Data extracted from a collection:
------------------------------------------------------------------------

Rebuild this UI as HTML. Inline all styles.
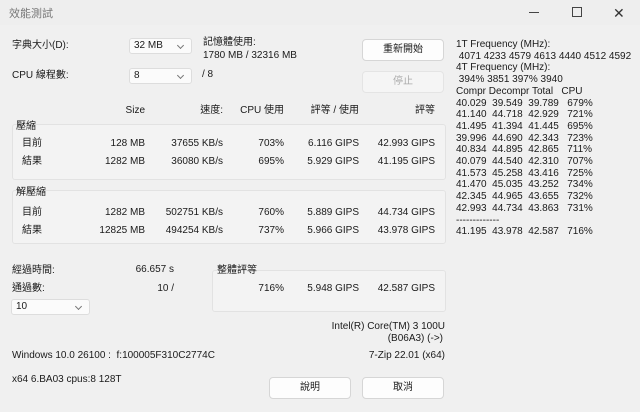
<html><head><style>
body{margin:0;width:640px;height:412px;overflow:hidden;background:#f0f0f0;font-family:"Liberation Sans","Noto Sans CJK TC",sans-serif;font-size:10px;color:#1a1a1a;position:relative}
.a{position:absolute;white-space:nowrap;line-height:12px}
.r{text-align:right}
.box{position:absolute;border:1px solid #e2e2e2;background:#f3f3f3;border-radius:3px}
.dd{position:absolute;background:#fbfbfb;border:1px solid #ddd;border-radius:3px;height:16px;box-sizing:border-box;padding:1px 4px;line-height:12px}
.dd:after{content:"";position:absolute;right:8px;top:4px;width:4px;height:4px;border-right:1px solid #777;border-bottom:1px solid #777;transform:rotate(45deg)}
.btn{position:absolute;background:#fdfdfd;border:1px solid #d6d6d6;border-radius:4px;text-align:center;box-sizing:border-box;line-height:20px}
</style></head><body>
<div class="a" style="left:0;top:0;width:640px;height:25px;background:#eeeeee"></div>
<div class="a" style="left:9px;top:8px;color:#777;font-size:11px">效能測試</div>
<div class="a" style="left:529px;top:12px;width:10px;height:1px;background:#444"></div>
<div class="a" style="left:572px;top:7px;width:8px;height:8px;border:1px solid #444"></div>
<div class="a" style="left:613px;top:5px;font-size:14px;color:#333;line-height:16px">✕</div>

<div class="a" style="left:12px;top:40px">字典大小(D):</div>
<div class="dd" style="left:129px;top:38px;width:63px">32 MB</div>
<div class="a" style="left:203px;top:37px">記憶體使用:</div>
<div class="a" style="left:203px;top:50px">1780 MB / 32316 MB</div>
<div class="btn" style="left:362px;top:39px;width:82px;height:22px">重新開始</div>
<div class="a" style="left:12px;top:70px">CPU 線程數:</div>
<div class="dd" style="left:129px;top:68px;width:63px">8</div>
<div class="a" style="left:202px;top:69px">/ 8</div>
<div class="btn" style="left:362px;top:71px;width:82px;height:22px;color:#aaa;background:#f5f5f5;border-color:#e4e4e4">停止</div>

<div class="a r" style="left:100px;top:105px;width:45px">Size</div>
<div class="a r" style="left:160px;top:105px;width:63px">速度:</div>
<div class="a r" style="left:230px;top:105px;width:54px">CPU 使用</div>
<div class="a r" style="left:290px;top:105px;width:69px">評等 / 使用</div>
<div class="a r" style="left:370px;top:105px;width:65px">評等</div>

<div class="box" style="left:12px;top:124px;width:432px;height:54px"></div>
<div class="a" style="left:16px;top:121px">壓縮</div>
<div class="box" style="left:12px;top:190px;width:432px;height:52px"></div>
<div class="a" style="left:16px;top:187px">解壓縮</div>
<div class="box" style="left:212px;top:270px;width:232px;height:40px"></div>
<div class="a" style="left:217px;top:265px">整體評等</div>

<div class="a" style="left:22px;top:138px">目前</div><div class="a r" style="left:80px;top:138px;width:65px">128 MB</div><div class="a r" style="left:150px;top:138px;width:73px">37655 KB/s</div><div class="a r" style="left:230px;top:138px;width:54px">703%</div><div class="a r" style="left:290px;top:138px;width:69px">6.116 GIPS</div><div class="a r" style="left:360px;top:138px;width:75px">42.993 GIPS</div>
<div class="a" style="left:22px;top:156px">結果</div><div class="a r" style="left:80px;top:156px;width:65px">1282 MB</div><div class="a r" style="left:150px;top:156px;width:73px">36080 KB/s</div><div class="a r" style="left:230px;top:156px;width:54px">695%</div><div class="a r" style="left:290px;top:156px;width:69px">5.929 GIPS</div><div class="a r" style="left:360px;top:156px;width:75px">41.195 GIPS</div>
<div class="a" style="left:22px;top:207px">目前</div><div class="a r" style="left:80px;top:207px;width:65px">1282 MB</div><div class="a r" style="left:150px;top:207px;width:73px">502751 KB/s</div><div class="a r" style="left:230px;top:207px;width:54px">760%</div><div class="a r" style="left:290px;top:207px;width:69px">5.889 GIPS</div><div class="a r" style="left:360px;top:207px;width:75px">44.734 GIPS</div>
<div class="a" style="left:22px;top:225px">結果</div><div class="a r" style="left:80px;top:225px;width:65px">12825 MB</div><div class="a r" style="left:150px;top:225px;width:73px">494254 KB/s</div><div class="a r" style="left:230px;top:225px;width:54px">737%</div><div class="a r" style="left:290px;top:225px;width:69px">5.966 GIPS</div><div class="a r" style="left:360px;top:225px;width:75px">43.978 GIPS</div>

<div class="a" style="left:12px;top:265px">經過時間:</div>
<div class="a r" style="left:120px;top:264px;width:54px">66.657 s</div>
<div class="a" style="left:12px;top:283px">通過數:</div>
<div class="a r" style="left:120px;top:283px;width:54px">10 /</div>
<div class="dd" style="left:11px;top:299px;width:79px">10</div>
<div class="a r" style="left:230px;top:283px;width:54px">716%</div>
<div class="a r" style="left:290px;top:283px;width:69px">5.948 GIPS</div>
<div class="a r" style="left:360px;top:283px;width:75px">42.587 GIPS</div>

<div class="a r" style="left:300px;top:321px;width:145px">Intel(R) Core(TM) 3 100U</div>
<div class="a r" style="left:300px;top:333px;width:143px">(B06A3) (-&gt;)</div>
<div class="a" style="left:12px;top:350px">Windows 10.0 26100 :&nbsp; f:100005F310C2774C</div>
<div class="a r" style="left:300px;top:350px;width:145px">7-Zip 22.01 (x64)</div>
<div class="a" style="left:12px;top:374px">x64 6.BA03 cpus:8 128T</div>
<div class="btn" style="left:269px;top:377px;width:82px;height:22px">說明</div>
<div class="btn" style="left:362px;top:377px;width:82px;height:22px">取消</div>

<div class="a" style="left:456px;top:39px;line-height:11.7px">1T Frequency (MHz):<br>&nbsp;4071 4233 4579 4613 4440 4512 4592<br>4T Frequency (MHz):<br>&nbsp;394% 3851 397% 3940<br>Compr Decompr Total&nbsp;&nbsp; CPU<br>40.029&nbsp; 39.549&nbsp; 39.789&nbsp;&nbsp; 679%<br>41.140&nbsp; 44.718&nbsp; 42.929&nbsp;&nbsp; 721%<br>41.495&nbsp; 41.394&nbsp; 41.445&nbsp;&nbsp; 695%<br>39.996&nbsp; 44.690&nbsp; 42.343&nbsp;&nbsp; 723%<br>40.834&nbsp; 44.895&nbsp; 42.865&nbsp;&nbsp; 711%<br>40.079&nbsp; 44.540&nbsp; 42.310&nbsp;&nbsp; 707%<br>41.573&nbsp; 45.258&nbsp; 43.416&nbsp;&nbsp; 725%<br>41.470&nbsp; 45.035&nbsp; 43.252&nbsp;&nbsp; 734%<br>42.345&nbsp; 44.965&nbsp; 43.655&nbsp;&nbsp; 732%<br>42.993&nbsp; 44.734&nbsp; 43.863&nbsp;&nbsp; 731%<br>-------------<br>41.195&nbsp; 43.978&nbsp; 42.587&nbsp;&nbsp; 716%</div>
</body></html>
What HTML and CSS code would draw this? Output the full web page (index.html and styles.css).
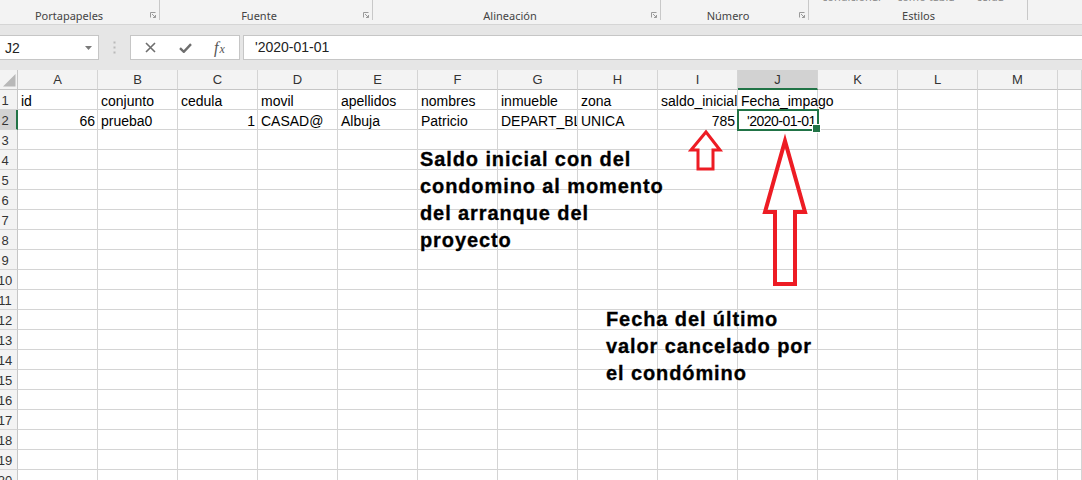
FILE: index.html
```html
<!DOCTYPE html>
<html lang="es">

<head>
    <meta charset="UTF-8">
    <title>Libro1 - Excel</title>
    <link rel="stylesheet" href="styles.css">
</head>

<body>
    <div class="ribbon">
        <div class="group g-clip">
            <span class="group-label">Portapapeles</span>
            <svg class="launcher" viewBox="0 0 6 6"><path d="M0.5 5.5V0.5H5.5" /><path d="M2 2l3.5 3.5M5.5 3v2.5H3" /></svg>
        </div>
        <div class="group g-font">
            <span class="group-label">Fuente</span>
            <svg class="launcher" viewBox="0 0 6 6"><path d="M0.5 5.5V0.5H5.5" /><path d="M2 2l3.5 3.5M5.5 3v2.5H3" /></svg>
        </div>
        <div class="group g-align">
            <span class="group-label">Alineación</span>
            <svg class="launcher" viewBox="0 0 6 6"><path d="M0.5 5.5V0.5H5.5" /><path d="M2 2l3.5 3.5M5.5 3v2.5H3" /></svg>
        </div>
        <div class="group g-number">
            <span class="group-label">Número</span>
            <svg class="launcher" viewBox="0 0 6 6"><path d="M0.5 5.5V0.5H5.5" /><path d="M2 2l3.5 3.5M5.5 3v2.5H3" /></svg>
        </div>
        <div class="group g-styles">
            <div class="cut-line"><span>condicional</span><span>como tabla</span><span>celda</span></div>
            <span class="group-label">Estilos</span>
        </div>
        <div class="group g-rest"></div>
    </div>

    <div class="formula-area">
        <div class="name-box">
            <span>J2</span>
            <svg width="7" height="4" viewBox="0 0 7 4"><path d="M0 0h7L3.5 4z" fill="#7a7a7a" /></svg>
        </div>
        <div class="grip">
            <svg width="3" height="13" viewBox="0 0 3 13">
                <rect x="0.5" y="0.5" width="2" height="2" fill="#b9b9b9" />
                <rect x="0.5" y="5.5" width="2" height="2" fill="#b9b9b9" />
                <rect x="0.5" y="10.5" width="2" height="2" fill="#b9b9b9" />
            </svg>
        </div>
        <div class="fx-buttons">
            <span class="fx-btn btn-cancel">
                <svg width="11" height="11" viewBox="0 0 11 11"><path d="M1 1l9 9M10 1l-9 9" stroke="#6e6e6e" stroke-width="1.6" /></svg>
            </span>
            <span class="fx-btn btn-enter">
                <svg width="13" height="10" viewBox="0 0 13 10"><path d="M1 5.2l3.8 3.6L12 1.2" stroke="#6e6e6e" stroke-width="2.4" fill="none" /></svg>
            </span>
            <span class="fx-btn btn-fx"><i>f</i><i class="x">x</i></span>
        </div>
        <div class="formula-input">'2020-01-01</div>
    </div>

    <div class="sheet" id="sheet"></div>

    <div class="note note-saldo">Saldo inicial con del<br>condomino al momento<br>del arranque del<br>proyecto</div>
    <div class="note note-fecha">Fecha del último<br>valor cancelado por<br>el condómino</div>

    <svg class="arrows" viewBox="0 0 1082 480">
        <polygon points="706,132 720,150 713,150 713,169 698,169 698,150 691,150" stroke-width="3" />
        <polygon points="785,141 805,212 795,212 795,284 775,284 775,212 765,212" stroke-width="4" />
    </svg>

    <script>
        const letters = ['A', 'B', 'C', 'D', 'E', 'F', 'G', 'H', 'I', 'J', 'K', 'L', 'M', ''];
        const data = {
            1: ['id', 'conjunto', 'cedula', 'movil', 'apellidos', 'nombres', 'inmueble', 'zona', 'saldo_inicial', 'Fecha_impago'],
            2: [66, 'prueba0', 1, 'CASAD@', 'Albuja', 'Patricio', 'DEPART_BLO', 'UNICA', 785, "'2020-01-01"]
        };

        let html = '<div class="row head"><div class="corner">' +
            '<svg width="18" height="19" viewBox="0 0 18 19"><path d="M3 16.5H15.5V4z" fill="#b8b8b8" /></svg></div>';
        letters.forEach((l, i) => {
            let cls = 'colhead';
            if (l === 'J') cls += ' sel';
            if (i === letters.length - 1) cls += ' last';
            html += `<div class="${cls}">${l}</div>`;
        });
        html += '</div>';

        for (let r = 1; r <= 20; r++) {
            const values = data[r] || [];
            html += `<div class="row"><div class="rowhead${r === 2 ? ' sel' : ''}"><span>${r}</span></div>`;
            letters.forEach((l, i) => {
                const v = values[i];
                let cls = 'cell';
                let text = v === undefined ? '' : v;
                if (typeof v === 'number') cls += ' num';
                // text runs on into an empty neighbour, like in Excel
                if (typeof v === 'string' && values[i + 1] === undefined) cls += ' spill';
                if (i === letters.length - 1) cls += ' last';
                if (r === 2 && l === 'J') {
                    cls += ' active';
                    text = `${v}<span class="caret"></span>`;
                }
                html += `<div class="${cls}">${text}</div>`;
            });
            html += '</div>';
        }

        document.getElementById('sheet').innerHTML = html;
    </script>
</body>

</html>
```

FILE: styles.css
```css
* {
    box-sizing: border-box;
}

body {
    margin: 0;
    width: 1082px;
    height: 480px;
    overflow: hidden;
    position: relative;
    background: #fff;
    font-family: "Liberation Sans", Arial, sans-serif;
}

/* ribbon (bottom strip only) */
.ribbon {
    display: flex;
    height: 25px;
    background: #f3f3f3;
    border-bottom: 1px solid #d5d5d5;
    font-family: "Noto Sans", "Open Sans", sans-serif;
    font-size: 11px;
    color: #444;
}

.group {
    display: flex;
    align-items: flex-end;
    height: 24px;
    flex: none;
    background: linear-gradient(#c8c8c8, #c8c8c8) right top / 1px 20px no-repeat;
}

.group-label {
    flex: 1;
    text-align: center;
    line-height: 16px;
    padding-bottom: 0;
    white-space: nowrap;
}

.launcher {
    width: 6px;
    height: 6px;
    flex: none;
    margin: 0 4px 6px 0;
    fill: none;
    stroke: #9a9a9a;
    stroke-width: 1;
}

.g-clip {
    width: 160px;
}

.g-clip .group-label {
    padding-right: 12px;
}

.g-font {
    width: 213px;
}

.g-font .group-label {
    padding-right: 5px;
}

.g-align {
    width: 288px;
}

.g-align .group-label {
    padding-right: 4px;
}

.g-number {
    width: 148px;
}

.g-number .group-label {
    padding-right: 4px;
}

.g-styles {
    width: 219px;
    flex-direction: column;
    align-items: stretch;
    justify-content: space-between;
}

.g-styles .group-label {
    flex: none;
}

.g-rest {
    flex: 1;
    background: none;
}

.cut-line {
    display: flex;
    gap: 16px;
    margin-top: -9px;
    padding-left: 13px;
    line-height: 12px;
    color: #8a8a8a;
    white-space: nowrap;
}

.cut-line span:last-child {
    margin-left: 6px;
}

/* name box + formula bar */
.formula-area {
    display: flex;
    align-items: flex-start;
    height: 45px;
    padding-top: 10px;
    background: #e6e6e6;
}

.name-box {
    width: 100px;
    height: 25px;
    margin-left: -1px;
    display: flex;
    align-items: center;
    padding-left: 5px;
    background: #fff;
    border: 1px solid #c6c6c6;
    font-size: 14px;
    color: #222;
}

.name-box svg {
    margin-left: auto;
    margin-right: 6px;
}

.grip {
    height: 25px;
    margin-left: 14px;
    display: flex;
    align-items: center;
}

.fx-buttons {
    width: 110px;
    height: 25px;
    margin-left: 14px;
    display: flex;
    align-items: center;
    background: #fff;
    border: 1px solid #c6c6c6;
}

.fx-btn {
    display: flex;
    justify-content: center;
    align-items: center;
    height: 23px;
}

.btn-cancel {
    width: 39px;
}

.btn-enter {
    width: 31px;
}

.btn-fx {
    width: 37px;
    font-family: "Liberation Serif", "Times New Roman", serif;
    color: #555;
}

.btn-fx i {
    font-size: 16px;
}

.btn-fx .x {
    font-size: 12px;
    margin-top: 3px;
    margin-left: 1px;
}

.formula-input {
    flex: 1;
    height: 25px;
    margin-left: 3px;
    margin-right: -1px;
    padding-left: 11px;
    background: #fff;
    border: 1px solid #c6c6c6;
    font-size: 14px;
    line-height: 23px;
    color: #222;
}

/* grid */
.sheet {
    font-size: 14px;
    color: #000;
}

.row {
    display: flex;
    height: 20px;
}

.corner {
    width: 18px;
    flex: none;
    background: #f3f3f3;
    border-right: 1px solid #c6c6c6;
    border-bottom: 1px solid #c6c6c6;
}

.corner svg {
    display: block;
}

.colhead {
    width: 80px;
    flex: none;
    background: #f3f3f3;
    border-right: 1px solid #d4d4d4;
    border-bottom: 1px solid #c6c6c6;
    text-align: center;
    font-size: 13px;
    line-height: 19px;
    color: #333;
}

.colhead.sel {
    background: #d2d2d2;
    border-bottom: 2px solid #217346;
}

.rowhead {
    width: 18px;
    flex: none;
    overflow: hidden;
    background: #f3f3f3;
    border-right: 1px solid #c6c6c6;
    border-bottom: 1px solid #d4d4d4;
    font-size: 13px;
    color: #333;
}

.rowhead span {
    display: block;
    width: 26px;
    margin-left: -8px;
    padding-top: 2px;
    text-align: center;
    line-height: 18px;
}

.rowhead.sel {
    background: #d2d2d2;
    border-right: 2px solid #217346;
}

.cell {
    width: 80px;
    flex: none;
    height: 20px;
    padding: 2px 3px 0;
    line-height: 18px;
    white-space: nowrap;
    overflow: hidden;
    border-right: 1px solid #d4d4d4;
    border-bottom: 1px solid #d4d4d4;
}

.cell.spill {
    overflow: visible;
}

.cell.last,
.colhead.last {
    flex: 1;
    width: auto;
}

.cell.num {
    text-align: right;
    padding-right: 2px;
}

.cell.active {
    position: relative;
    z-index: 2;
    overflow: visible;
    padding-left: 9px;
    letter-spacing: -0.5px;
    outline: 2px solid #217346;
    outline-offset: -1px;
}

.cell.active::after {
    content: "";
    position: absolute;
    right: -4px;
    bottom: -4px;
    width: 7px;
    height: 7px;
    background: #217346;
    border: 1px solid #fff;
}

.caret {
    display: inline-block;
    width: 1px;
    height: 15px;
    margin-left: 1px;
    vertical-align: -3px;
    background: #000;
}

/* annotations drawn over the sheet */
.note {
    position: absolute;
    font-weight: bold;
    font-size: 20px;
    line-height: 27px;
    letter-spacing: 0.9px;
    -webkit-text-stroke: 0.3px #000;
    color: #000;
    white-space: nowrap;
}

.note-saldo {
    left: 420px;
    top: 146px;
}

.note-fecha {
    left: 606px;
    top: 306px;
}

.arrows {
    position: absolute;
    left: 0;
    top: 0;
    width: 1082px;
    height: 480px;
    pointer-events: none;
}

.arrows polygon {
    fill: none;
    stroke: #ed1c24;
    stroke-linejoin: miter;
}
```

------------------------------------------------------------------------

Which lines hold the string "index"? Copy all of them from the data above.

What HTML and CSS code would draw this? Output the full web page (index.html and styles.css).
FILE: index.html
    z-index: 2;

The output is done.